What Im used to is that one sums up and divides by the n in the group: should be 10 in my case, but it is 7, as 3 out 10 does not have that particular taxa.
Is that correct? Was it always like that, but I’ve never realized.
I don't think that's the case — this may be more of an issue with the grouping mode that you are using. Instead of using the mean or median, maybe sum your counts?
But maybe I misunderstand — would you mind posting the commands that you are using and maybe also the QZVs before/after grouping? Thanks!
Thanks! I’ve ment to join directly after the workshop in Copenhagen, but you know…
Anyhow, here are the commands Im using:
qiime feature-table group
–i-table skin_biopsy.qza
–p-axis sample --m-metadata-file metadata.tsv
–m-metadata-column ‘Group_ID’
–p-mode ‘sum’ (I’ve actually used all possible modes and got the same output visually)
–o-grouped-table skin_biopsy_grouped.qza
I do understand that you guys are very busy, but Im really stuck...

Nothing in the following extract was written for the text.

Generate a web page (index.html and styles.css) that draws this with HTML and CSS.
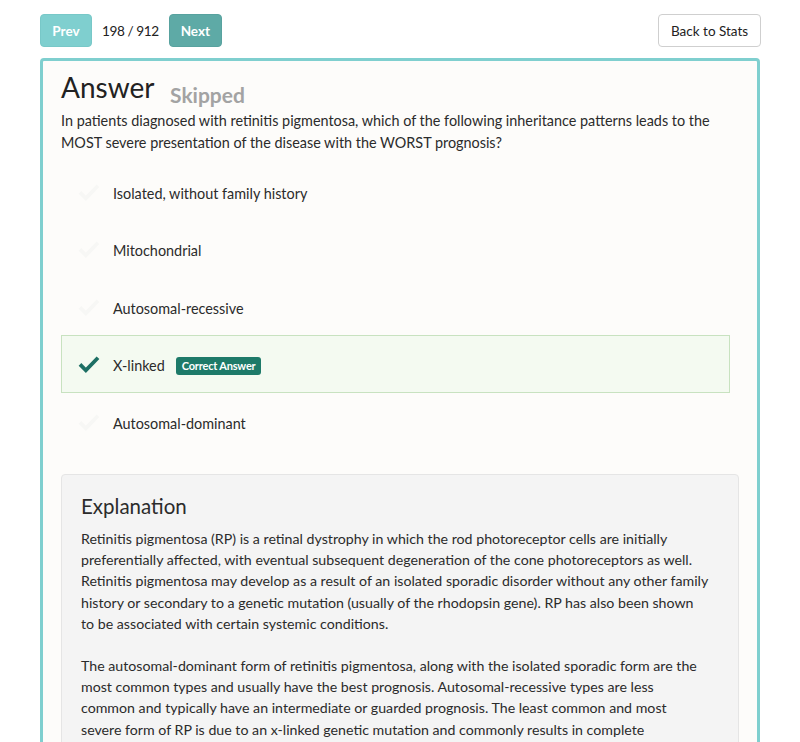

Here are the visualization before and after grouping, I've chosen some extremes to make it more clear
What Im most concern is the last 10 samples that have a 'purple' taxa, quite abundant in 7 of 10 samples with average about 25% After grouping it gives 4%!
What do I do wrong?
Looking forward for the answer, ideas and tip!
thanks
Kotryna
Are you using sum mode or median or mean mode? Summing could yield the result you describe if the other 3/10 samples have more sequences than the others.

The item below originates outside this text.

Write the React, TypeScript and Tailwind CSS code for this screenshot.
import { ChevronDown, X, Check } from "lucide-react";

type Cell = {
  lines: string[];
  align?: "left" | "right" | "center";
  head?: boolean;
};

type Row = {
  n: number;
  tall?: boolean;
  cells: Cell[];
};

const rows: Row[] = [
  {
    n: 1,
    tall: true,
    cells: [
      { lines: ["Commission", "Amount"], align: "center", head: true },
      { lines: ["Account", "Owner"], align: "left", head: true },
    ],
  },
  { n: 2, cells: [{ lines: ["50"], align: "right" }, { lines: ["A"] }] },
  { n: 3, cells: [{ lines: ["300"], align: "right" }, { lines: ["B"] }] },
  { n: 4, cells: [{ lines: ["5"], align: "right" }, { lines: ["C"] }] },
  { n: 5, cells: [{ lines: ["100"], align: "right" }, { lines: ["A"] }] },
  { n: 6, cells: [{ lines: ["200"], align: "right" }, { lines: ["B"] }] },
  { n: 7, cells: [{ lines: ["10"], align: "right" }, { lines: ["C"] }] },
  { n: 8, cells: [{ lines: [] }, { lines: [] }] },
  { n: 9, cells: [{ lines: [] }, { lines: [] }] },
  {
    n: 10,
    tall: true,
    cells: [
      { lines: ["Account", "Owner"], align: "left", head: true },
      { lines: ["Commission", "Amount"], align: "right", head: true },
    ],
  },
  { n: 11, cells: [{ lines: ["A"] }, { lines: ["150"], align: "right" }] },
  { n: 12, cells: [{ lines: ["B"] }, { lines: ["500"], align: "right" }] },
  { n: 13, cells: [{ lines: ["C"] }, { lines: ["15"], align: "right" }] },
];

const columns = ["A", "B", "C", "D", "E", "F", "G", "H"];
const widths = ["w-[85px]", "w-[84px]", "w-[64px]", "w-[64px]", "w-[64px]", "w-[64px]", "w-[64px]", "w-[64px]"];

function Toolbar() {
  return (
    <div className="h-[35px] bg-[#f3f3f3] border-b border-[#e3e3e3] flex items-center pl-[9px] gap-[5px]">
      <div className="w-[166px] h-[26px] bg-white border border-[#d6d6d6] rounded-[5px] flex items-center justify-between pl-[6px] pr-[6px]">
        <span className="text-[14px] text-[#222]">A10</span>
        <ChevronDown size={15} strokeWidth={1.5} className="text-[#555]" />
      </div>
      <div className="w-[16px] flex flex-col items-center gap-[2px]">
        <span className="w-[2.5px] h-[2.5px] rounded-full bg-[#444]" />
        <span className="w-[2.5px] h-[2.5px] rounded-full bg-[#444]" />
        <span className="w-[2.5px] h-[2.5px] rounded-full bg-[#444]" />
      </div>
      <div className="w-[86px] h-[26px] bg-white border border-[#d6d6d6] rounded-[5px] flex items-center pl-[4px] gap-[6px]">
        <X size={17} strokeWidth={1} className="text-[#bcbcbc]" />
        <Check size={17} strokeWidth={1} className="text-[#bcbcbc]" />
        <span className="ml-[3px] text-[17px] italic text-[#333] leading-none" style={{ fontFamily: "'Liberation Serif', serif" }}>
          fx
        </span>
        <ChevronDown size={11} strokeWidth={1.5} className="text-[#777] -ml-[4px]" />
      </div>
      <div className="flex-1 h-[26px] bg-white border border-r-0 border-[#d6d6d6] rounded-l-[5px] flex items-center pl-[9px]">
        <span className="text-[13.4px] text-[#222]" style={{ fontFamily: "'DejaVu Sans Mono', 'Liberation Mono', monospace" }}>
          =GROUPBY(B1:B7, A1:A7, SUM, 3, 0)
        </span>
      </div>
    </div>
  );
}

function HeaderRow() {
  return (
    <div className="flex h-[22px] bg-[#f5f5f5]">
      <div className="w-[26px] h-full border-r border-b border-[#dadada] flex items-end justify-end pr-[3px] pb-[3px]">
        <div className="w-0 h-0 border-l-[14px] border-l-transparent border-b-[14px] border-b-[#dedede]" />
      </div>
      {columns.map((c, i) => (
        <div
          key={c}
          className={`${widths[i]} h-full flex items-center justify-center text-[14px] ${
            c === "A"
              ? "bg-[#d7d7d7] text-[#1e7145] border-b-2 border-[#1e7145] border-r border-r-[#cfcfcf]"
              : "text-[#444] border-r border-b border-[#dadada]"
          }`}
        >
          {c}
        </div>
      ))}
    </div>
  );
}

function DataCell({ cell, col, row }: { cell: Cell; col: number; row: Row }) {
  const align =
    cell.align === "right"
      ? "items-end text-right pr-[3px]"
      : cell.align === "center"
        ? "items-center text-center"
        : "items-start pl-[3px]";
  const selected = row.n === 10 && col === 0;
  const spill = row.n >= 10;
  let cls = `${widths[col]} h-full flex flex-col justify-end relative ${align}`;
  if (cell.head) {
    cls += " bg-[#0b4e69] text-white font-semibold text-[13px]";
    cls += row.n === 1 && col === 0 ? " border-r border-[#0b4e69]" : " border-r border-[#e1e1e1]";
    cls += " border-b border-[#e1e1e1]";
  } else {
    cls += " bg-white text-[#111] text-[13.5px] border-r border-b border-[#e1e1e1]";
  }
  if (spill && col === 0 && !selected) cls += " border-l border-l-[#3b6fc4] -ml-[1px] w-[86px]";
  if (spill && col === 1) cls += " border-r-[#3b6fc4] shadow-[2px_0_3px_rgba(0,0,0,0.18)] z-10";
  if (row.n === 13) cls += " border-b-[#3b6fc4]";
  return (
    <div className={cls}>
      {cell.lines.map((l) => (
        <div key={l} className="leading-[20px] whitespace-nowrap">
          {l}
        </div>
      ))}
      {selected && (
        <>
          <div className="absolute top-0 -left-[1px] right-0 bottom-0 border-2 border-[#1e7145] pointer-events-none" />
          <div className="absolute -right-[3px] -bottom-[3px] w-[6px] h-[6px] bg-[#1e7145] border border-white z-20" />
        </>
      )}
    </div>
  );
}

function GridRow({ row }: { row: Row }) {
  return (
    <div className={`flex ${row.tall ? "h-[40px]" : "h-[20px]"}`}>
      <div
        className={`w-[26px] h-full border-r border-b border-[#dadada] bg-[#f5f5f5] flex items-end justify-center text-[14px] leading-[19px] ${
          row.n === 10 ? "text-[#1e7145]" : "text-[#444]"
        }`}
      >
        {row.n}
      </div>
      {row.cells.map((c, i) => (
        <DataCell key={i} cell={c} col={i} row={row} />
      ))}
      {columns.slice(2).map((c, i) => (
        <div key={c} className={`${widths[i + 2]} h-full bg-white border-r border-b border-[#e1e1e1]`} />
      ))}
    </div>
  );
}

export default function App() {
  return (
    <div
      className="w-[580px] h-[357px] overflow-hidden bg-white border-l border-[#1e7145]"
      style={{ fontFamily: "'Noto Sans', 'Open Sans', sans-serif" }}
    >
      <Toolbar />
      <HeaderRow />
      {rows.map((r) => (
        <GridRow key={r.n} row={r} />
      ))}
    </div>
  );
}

One easy way to check: rarefy your samples before making the barplot
I’ve used all mode available sum, median and mean and all of those give me more or less the same outcome around 4%, which I find extremely weird…
When I look at the rarefying curves, I’d not say that those 3 samples have much more sequences; all those 10 samples that I have make a nice ‘gradient’
But let’s say those 3 outweighs the others and the result is true for sum mode , but what about median and mean?
Could metadata be a problem? SILVA?
Could the problem be that the taxonomy of that particular OTU does no go deeper than K_Bacteria;;;_?
Certainly could be, but you'd probably notice any obvious issues by now.
Now that I think about it, sum, mean, and median would all most likely be impacted by uneven sampling. This is the most likely cause of the issue you are seeing.
don't go off the rarefaction curve — look at the total reads per sample.
But even sampling (with the qiime feature-table rarefy action) would be one way to correct this for the purposes of making a barplot. This issue is pretty similar to this topic:
If you want to positively confirm, I'd say export the data and sum those features by hand (first collapse by taxonomy to replicate what barplot is doing)